Watch for where the younger leadership is emerging (and Paul Ryan just blew his wad too soon and might not even be re-elected). And look for the issues that they are raising. And most importantly, look at which younger leaders are appealing to older voters (Paul-clone doesn’t count).
Democrats are not going to be getting the crazy GOP candidate they are hoping for for Obama to run against. They are going to get another empty suit or an unknown (remember George W. Bush) who comes out of nowhere and steals the Village’s heart. Here’s the problem for them.
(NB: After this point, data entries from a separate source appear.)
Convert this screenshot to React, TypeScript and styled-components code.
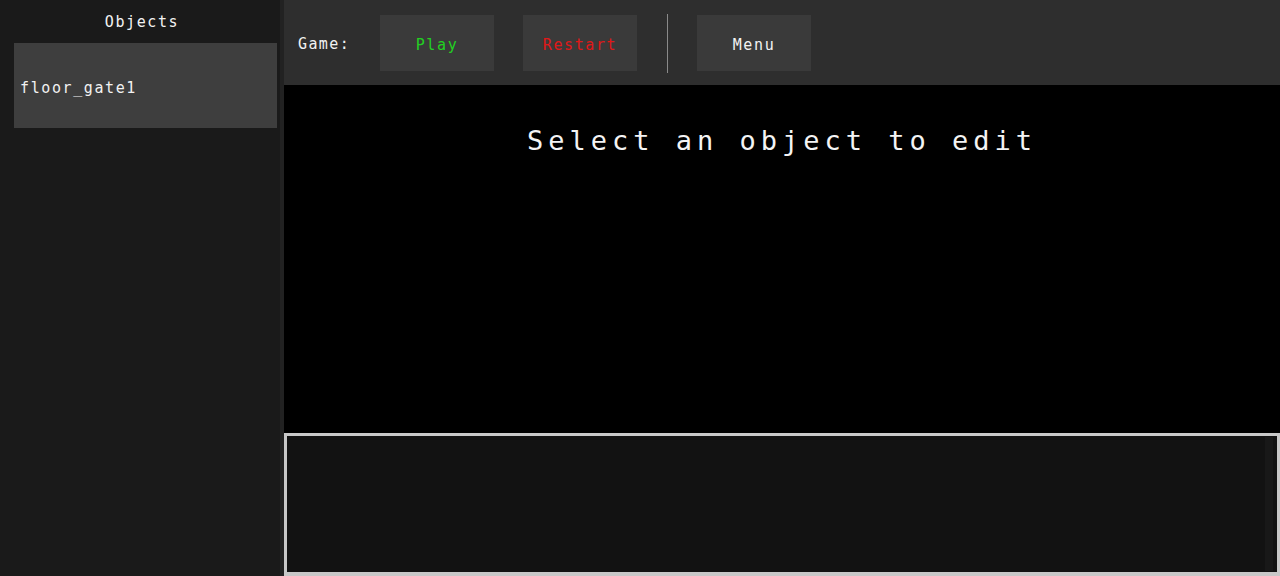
import React from 'react';
import styled, { createGlobalStyle } from 'styled-components';

const GlobalStyle = createGlobalStyle`
  html, body {
    margin: 0;
    padding: 0;
    background: #000;
    overflow: hidden;
  }
  #root {
    height: 576px;
  }
`;

const pixelFont = `'DejaVu Sans Mono', 'Liberation Mono', monospace`;

const Layout = styled.div`
  display: flex;
  width: 1280px;
  height: 576px;
  font-family: ${pixelFont};
  color: #f2f2f2;
`;

const Sidebar = styled.aside`
  flex-shrink: 0;
  background: #1a1a1a;
  border-right: 4px solid #222222;
  padding: 12px 3px 0 14px;
  box-sizing: content-box;
  display: flex;
  flex-direction: column;
  width: 263px;
`;

const SidebarTitle = styled.div`
  font-size: 15px;
  letter-spacing: 1.6px;
  text-align: center;
  height: 31px;
  line-height: 18px;
  padding-top: 1px;
  box-sizing: border-box;
  margin: 0 -7px 0 -14px;
`;

const ObjectItem = styled.div`
  height: 85px;
  background: #3e3e3e;
  display: flex;
  align-items: center;
  padding-left: 6px;
  padding-top: 4px;
  box-sizing: border-box;
  font-size: 15px;
  letter-spacing: 1.6px;
`;

const Workspace = styled.main`
  flex: 1;
  display: flex;
  flex-direction: column;
  min-width: 0;
`;

const Toolbar = styled.div`
  height: 85px;
  box-sizing: border-box;
  flex-shrink: 0;
  background: #2e2e2e;
  display: flex;
  align-items: center;
  gap: 29px;
  padding: 1px 14px 0;
`;

const ToolLabel = styled.span`
  font-size: 15px;
  letter-spacing: 1.4px;
  width: 52px;
  margin-right: 1px;
  padding-top: 2px;
`;

const ToolButton = styled.button<{ $tone?: string }>`
  width: 114px;
  height: 56px;
  border: none;
  background: #3a3a3a;
  color: ${(p) => p.$tone || '#f2f2f2'};
  font-family: ${pixelFont};
  font-size: 15px;
  letter-spacing: 1.6px;
  padding: 3px 0 0;
  cursor: pointer;
`;

const Separator = styled.div`
  width: 1px;
  height: 59px;
  background: #8a8a8a;
  margin-left: 1px;
`;

const Viewport = styled.div`
  flex: 1;
  background: #000;
  display: flex;
  justify-content: center;
  padding-top: 38px;
`;

const Heading = styled.h1`
  margin: 0;
  font-weight: normal;
  font-size: 27px;
  letter-spacing: 5px;
  line-height: 36px;
  height: 36px;
  color: #f4f4f4;
`;

const Console = styled.div`
  height: 143px;
  flex-shrink: 0;
  box-sizing: border-box;
  border: 3px solid #c8c8c8;
  border-bottom-width: 4px;
  background: #121212;
  display: flex;
  justify-content: flex-end;
  padding: 1px 4px 1px 0;
`;

const ConsoleTrack = styled.div`
  width: 8px;
  background: #181818;
`;

export default function App() {
  return (
    <>
      <GlobalStyle />
      <Layout>
        <Sidebar>
          <SidebarTitle>Objects</SidebarTitle>
          <ObjectItem>floor_gate1</ObjectItem>
        </Sidebar>
        <Workspace>
          <Toolbar>
            <ToolLabel>Game:</ToolLabel>
            <ToolButton $tone="#22d022">Play</ToolButton>
            <ToolButton $tone="#e01818">Restart</ToolButton>
            <Separator />
            <ToolButton>Menu</ToolButton>
          </Toolbar>
          <Viewport>
            <Heading>Select an object to edit</Heading>
          </Viewport>
          <Console>
            <ConsoleTrack />
          </Console>
        </Workspace>
      </Layout>
    </>
  );
}
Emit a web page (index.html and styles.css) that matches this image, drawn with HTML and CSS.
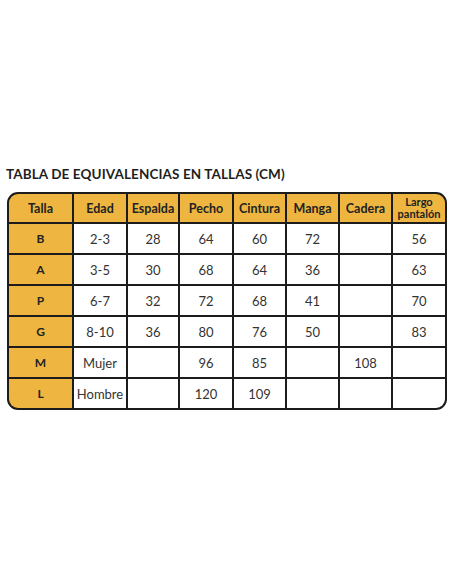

They need a smooth, reasonable, hardnosed, corporatist, deregulation-oriented, low tax conservative with no political or religious baggage, unassailable (in the short term) character, who appeals to cultural conservatives without scaring independents. Ron Paul certainly does not fill that bill any more than Pawlenty and Romney do. That person does not exist because they would stylistically have to pre-date the Jesse Helms-Newt Gingrich putsch in the Republican Party and at the same time hold the rhetorical aims of the putsch while being subservient to corporations.
What about Scott Walker? I could see him becoming the next darling, if not of 2012 then 2016. I don’t see that he has any major baggage.
He will be recalled. Hardly a recipe for electoral success. Of the Koch-funded governors, Mitch Daniels is the only one who would be a credible candidate and he’s not a new face.
Anybody elected in 2010 will be at a disadvantage because they have not been proven. A potential VP for buzz, but after Sarah Palin, I don’t think there will be a great rush to find a new face who will quit politics and go on wingnut welfare. These folks must wait until 2016.